Project description:Accurate quantification of transcript isoforms is crucial for understanding gene regulation, functional diversity, and cellular behavior. Existing methods using either short-read (SR) or long-read (LR) RNA sequencing have significant limitations: SR sequencing provides high depth but struggles with isoform deconvolution, while LR sequencing offers isoform resolution at the cost of lower depth, higher noise, and technical biases. Addressing this gap, we introduce Multi-Platform Aggregation and Quantification of Transcripts (MPAQT), a generative model that combines the complementary strengths of different sequencing platforms to achieve state-of-the-art isoform-resolved transcript quantification, as demonstrated by extensive simulations and experimental benchmarks.
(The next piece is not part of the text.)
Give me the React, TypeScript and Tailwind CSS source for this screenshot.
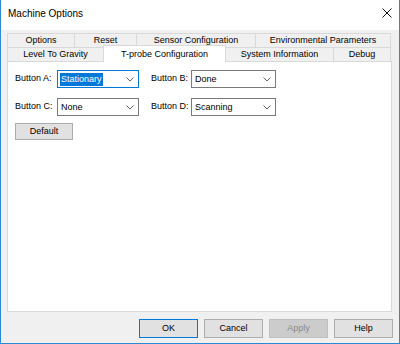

Applying MPAQT to an in vitro model of human embryonic stem cell differentiation into cortical neurons, followed by machine learning-based modeling of mRNA abundance determinants, reveals the role of untranslated regions (UTRs) in isoform regulation through isoform-specific interactions with RNA-binding proteins that modulate mRNA stability. These findings highlight MPAQT's potential to enhance our understanding of transcriptomic complexity and underline the role of splicing-independent post-transcriptional mechanisms in shaping the isoform and exon usage landscape of the cell.